WHAT TO WORK ON: Pick out all lines with the word "index" from the records that follow.

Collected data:
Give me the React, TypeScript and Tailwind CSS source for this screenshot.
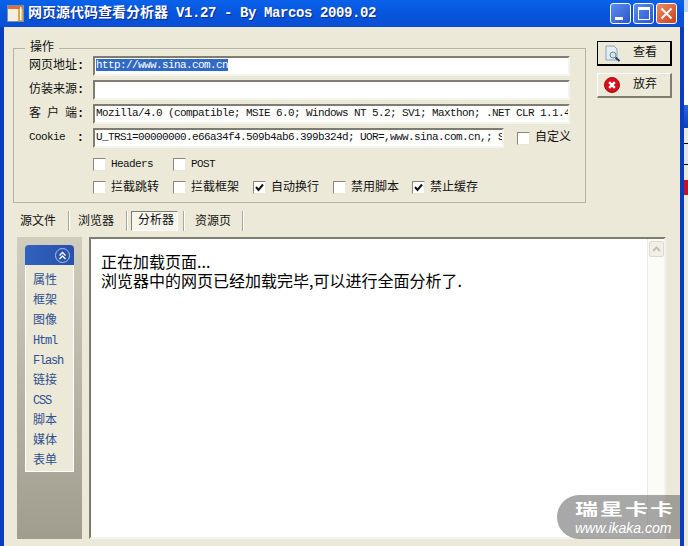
import React from 'react';

const asciiFont = "font-['Liberation_Mono','Noto_Sans_CJK_SC',monospace]";

const Check = ({ label, checked, mono }: { label: string; checked?: boolean; mono?: boolean }) => (
  <label className="flex items-center gap-[5px] h-[13px]">
    <span className="w-[13px] h-[13px] bg-white border border-[#8a8878] border-r-[#e8e6da] border-b-[#e8e6da] flex items-center justify-center shrink-0">
      {checked && (
        <svg width="9" height="9" viewBox="0 0 9 9">
          <path d="M1 4 L3.5 7 L8 1.5" fill="none" stroke="#111" strokeWidth="2" />
        </svg>
      )}
    </span>
    <span className={mono ? 'text-[11px] tracking-[-0.6px]' : 'text-[12px]'}>{label}</span>
  </label>
);

const Field = ({ label, value, selected, width, mono }: { label: string; value?: string; selected?: boolean; width: string; mono?: boolean }) => (
  <div className="flex items-center h-[22px]">
    <div className="w-[79px] pl-[15px] pr-[9px] shrink-0 flex justify-between whitespace-pre text-[12px]">
      <span className={mono ? 'text-[11px] tracking-[-0.6px]' : '[word-spacing:-1.2px]'}>{label}</span>
      <span className="font-bold">:</span>
    </div>
    <div className={`${width} h-[20px] bg-white border-2 border-[#7f7d72] border-r-[#f4f3ec] border-b-[#f4f3ec] overflow-hidden whitespace-nowrap leading-[15px] pl-[1px] text-[11px] tracking-[-0.6px]`}>
      {selected ? <span className="bg-[#316ac5] text-white">{value}</span> : value}
    </div>
  </div>
);

const TabSep = () => <div className="w-[2px] h-[20px] border-l border-[#aca899] border-r border-r-white shrink-0" />;

const App = () => {
  const sideItems = ['属性', '框架', '图像', 'Html', 'Flash', '链接', 'CSS', '脚本', '媒体', '表单'];

  return (
    <div className={`relative w-[688px] h-[546px] overflow-hidden flex bg-[#ece9d8] text-[#111] ${asciiFont}`}>
      {/* main window */}
      <div className="w-[684px] h-full flex flex-col border-l-[4px] border-r-[4px] border-[#0a3cc0] bg-[#ece9d8] shrink-0">
        {/* title bar */}
        <div className="-mx-[4px] h-[27px] shrink-0 flex items-center pl-[7px] pr-[7px] bg-gradient-to-b from-[#0a62ea] via-[#0655dc] to-[#0a4fd4]">
          <svg width="17" height="17" viewBox="0 0 17 17" className="shrink-0">
            <rect x="0.5" y="0.5" width="16" height="16" fill="#f2efe0" stroke="#7f8fa8" />
            <rect x="1" y="1" width="15" height="3" fill="#d9703a" />
            <rect x="11" y="4" width="5" height="12" fill="#e8a33a" />
            <rect x="13" y="2" width="1.5" height="13" fill="#fff" />
          </svg>
          <span className="ml-[4px] text-white font-bold text-[14px] whitespace-pre [text-shadow:1px_1px_#0a2a90]">网页源代码查看分析器</span>
          <span className="ml-[8px] text-white font-bold text-[14px] tracking-[-0.4px] whitespace-pre [text-shadow:1px_1px_#0a2a90]">V1.27 - By Marcos 2009.02</span>
          <div className="ml-auto flex gap-[2px]">
            <div className="w-[21px] h-[21px] rounded-[3px] border border-white bg-gradient-to-br from-[#5f8dee] to-[#2a55cf] relative">
              <span className="absolute left-[4px] bottom-[3px] w-[8px] h-[3px] bg-white" />
            </div>
            <div className="w-[21px] h-[21px] rounded-[3px] border border-white bg-gradient-to-br from-[#5f8dee] to-[#2a55cf] relative">
              <span className="absolute left-[4px] top-[3px] w-[12px] h-[13px] border border-white border-t-[3px]" />
            </div>
            <div className="w-[21px] h-[21px] rounded-[3px] border border-white bg-gradient-to-br from-[#ee8a62] to-[#c8401c] flex items-center justify-center">
              <svg width="13" height="13" viewBox="0 0 13 13">
                <path d="M1.5 1.5 L11.5 11.5 M11.5 1.5 L1.5 11.5" stroke="#fff" strokeWidth="2" />
              </svg>
            </div>
          </div>
        </div>

        {/* top area: group box + buttons */}
        <div className="flex items-start pl-[9px] pt-[14px] h-[176px] shrink-0">
          <fieldset className="w-[573px] h-[162px] border border-[#b5b3a4] pl-0 relative">
            <legend className="ml-[11px] px-[5px] text-[12px] leading-[14px]">操作</legend>
            <div className="flex flex-col gap-[2px]">
              <Field label="网页地址" value="http://www.sina.com.cn" selected width="w-[477px]" />
              <Field label="仿装来源" width="w-[477px]" />
              <Field label="客 户 端" value="Mozilla/4.0 (compatible; MSIE 6.0; Windows NT 5.2; SV1; Maxthon; .NET CLR 1.1.4" width="w-[477px]" />
              <div className="flex items-center">
                <Field label="Cookie" mono value="U_TRS1=00000000.e66a34f4.509b4ab6.399b324d; UOR=,www.sina.com.cn,; S" width="w-[411px]" />
                <div className="ml-[13px]"><Check label="自定义" /></div>
              </div>
            </div>
            <div className="flex pl-[79px] mt-[9px]">
              <div className="w-[80px]"><Check label="Headers" mono /></div>
              <Check label="POST" mono />
            </div>
            <div className="flex pl-[79px] mt-[10px] text-[12px]">
              <div className="w-[80px]"><Check label="拦截跳转" /></div>
              <div className="w-[80px]"><Check label="拦截框架" /></div>
              <div className="w-[80px]"><Check label="自动换行" checked /></div>
              <div className="w-[79px]"><Check label="禁用脚本" /></div>
              <Check label="禁止缓存" checked />
            </div>
          </fieldset>

          <div className="ml-[11px] flex flex-col gap-[7px]">
            <button className="w-[75px] h-[25px] border-2 border-black border-t-[1px] border-l-[1px] bg-[#ece9d8] flex items-center text-[12px] pl-[7px]">
              <svg width="16" height="17" viewBox="0 0 16 17">
                <path d="M1 1 H9 L12 4 V15 H1 Z" fill="#e4ecf6" stroke="#8ba3c0" />
                <circle cx="8" cy="10" r="3" fill="#d6e6e8" stroke="#5f8f96" />
                <path d="M10.5 12.5 L14.5 16" stroke="#1c3a78" strokeWidth="2" />
              </svg>
              <span className="ml-[12px]">查看</span>
            </button>
            <button className="w-[75px] h-[25px] border border-white border-r-[2px] border-b-[2px] border-r-[#7f7d72] border-b-[#7f7d72] bg-[#ece9d8] flex items-center text-[12px] pl-[6px]">
              <svg width="16" height="16" viewBox="0 0 16 16">
                <circle cx="8" cy="8" r="7.5" fill="#d8101c" stroke="#9a1015" />
                <path d="M5.2 5.2 L10.8 10.8 M10.8 5.2 L5.2 10.8" stroke="#fff" strokeWidth="2.4" />
              </svg>
              <span className="ml-[13px]">放弃</span>
            </button>
          </div>
        </div>

        {/* tabs */}
        <div className="flex items-start h-[34px] shrink-0 pt-[8px] pl-[16px] text-[12px] leading-[22px]">
          <span className="w-[48px]">源文件</span>
          <TabSep />
          <span className="ml-[8px] w-[48px]">浏览器</span>
          <TabSep />
          <span className="ml-[3px] w-[47px] pl-[6px] h-[20px] leading-[19px] border border-[#7f7d72] border-r-white border-b-white bg-[#f6f5ee]">分析器</span>
          <span className="w-[5px]" />
          <TabSep />
          <span className="ml-[10px] w-[47px]">资源页</span>
          <TabSep />
        </div>

        {/* bottom panes */}
        <div className="flex pl-[13px]">
          <div className="w-[65px] h-[302px] bg-gradient-to-b from-[#d0cdbe] to-[#a09d8e] pt-[8px] pl-[8px] shrink-0">
            <div className="w-[49px]">
              <div className="h-[20px] rounded-t-[4px] bg-gradient-to-r from-[#2f62bf] to-[#2850a8] flex items-center justify-end pr-[4px]">
                <span className="w-[15px] h-[15px] rounded-full border border-[#a8c2ee] flex items-center justify-center">
                  <svg width="9" height="9" viewBox="0 0 9 9">
                    <path d="M1.5 4.5 L4.5 1.5 L7.5 4.5 M1.5 8 L4.5 5 L7.5 8" fill="none" stroke="#fff" strokeWidth="1.4" />
                  </svg>
                </span>
              </div>
              <div className="bg-[#ece9d8] border border-t-0 border-white pl-[7px] pt-[6px] text-[#2f4f8f] text-[12px]">
                {sideItems.map((item) => (
                  <div key={item} className={`h-[20px] leading-[20px] ${/^[A-Za-z]/.test(item) ? 'tracking-[-1.2px]' : ''}`}>{item}</div>
                ))}
              </div>
            </div>
          </div>
          <div className="ml-[7px] w-[577px] h-[302px] bg-white border-2 border-[#7f7d72] border-r-[#f4f3ec] border-b-[#f4f3ec] flex">
            <div className="flex-1 pl-[10px] pt-[13px] text-[16px] leading-[19px] text-black font-['Noto_Sans_CJK_SC',sans-serif] whitespace-pre">
              <div>正在加载页面...</div>
              <div>浏览器中的网页已经加载完毕,可以进行全面分析了.</div>
            </div>
            <div className="w-[17px] shrink-0 bg-[#fbfbf8] border-l border-[#ecebe4] pt-[2px] pl-[1px]">
              <div className="w-[15px] h-[16px] bg-[#f0efe8] border border-[#dcdad0] rounded-[2px] flex items-center justify-center">
                <svg width="9" height="6" viewBox="0 0 9 6"><path d="M1 5 L4.5 1.5 L8 5" fill="none" stroke="#c4c2b6" strokeWidth="2" /></svg>
              </div>
            </div>
          </div>
        </div>
      </div>

      {/* background window sliver on the right */}
      <div className="flex-1 bg-white flex flex-col">
        <div className="h-[12px] bg-[#c8d8f0]" />
        <div className="h-[93px]" />
        <div className="h-[23px] bg-gradient-to-b from-[#2a6ae0] to-[#0a3cc0]" />
        <div className="h-[15px] bg-[#ece9d8]" />
        <div className="h-[22px] bg-[#dfe6ee] border-y border-black" />
        <div className="h-[15px] bg-[#ece9d8]" />
        <div className="h-[15px] bg-[#c81020]" />
        <div className="flex-1 bg-[#ece9d8]" />
      </div>

      {/* watermark */}
      <div className="absolute left-[557px] top-[495px] w-[123px] h-[44px] rounded-l-[22px] bg-[#6e6e6e]/60 text-white flex flex-col pl-[18px] pt-[7px]">
        <span className="h-[19px] text-[23px] font-bold leading-[19px] tracking-[2px] whitespace-nowrap scale-y-[0.68] origin-top font-['Noto_Sans_CJK_SC',sans-serif]">瑞星卡卡</span>
        <span className="text-[14px] italic leading-[14px] whitespace-nowrap font-['Liberation_Sans',sans-serif]">www.ikaka.com</span>
      </div>
    </div>
  );
};

export default App;
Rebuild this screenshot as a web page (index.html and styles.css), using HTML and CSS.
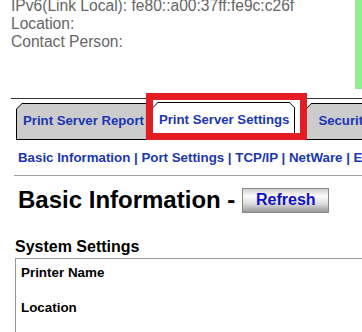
FILE: index.html
```html
<!doctype html>
<html>
<head>
<meta charset="UTF-8">
<title>Print Server Settings</title>
<link rel="stylesheet" href="styles.css">
</head>
<body>
<div class="top">
  <div class="info">
    IPv6(Link Local): fe80::a00:37ff:fe9c:c26f<br>
    Location:<br>
    Contact Person:
  </div>
  <div class="status"></div>
</div>

<div class="tabbar">
  <div class="tab"><span>Print Server Report</span></div>
  <div class="tab active"><span>Print Server Settings</span></div>
  <div class="tab last"><span>Security</span></div>
</div>
<div class="mark"></div>

<div class="subnav">
  <a href="#">Basic Information</a> | <a href="#">Port Settings</a> | <a href="#">TCP/IP</a> | <a href="#">NetWare</a> | <a href="#">E-mail</a>
</div>
<div class="rule"></div>

<div class="heading">
  <h1>Basic Information -</h1>
  <button class="refresh">Refresh</button>
</div>

<h2>System Settings</h2>
<div class="box">
  <div class="row">Printer Name</div>
  <div class="row">Location</div>
</div>
</body>
</html>
```

FILE: styles.css
```css
html, body {
	margin:0;
	overflow:hidden;
	background:#fff;
	font-family:"Liberation Sans", Arial, sans-serif;
}

.top {
	display:flex;
	justify-content:space-between;
	height:89px;
}

.info {
	margin-top:-3px;
	padding-left:11px;
	font-size:15.6px;
	line-height:18px;
	color:#666;
	white-space:nowrap;
}

.status {
	width:7px;
	height:89px;
	background:#90ee90;
}

/* tabs */
.tabbar {
	display:flex;
	margin:9px 0 0 11px;
	padding:4px 0 0 5px;
	border-top:1px solid #333;
	white-space:nowrap;
}

.tab {
	height:35px;
	padding:1px;
	margin-right:5px;
	background:#000;
	clip-path:polygon(6px 0, 100% 0, 100% 100%, 0 100%, 0 6px);
}

.tab span {
	display:block;
	height:100%;
	box-sizing:border-box;
	padding:0 2px 0 6px;
	background:#ccc;
	color:#1c36b4;
	font-weight:bold;
	font-size:13.2px;
	line-height:33px;
	clip-path:polygon(5px 0, 100% 0, 100% 100%, 0 100%, 0 5px);
}

.tab.active {
	margin-top:-1px;
	height:36px;
	clip-path:polygon(6px 0, calc(100% - 6px) 0, 100% 6px, 100% 100%, 0 100%, 0 6px);
}

.tab.active span {
	background:#fff;
	padding:0 5px 0 6px;
	clip-path:polygon(5px 0, calc(100% - 5px) 0, 100% 5px, 100% 100%, 0 100%, 0 5px);
}

.tab.last {
	margin-left:5px;
}

.tab.last span {
	padding-left:12px;
}

/* annotation */
.mark {
	position:absolute;
	left:146px;
	top:93px;
	width:147px;
	height:33px;
	border:7px solid #e41c23;
}

.subnav {
	margin-top:10px;
	padding-left:18px;
	font-size:13.3px;
	line-height:15px;
	font-weight:bold;
	color:#1c36b4;
	white-space:nowrap;
}

.subnav a {
	color:#1c36b4;
	text-decoration:none;
}

.rule {
	margin:10px 0 0 14px;
	border-top:1px solid #a0a0a0;
}

.heading {
	display:flex;
	align-items:center;
	margin-top:10px;
	padding-left:18px;
}

h1 {
	margin:0 7px 0 0;
	font-size:24px;
	line-height:28px;
	color:#000;
}

.refresh {
	width:87px;
	height:25px;
	border:1px solid #888;
	background:linear-gradient(#cfcfcf, #fafafa 30%, #e2e2e2 60%, #9a9a9a);
	color:#1010c8;
	font-family:"Liberation Sans", Arial, sans-serif;
	font-weight:bold;
	font-size:16px;
	padding:0;
}

h2 {
	margin:24px 0 0 15px;
	font-size:16px;
	line-height:18px;
	color:#000;
}

.box {
	margin:2px 0 0 15px;
	border:1px solid #999;
	border-right:none;
	height:100px;
	padding:6px 0 0 5px;
}

.row {
	font-size:13.4px;
	font-weight:bold;
	line-height:16px;
	height:35px;
}
```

ANSWER:
Rebuild this screenshot as a web page (index.html and styles.css), using HTML and CSS.
FILE: index.html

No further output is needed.